Nichols, California’s top auto regulator, said she likes the idea of limiting the number of credits any automaker could redeem in any given year, which could force companies to sell more zero-emission cars. It could also devalue the credits, however, which would hurt Tesla’s bottom line.

Tesla has a different proposal – one that would boost the value of its credit bank. The electric car maker proposes quadrupling the number of credits automakers need to satisfy state mandates.

Earlier this month, Tesla’s Diarmuid O’Connell, vice president of business development, sparred with lobbyists for major automakers during a conference near Traverse City, Mich. He chided the industry for fielding electric cars that don’t sell because they are slow and have all the panache of household “appliances.”
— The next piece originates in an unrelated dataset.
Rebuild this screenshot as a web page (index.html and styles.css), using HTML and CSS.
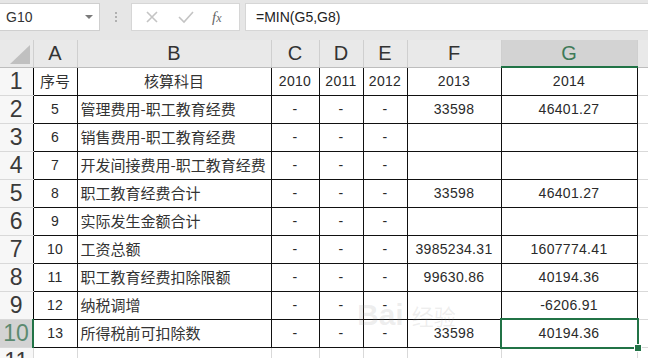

John Bozzella, head of a group that represents several Asian and European auto makers, countered that most consumers don’t want electric vehicles – and pointedly wished Tesla well in its quest to achieve profitability.

Many automakers, having made major investments in part based on California policy, are wary of any substantial changes. Nissan makes the all-electric Leaf, along with a fleet of gasoline models, and so it has incentives to argue both sides of the debate. But the automaker would prefer if the state board left the program alone.

“Nissan is concerned with any proposal that materially changes a regulation midstream,” said Ken Srebnik, senior manager, Corporate Development at the company.

Nichols said it’s “not impossible” that the state could meet its goals for zero-emission car sales under current rules. But it’s not going to be easy, either.

“I certainly can’t tell you I have a vision of exactly how it happens,” she said.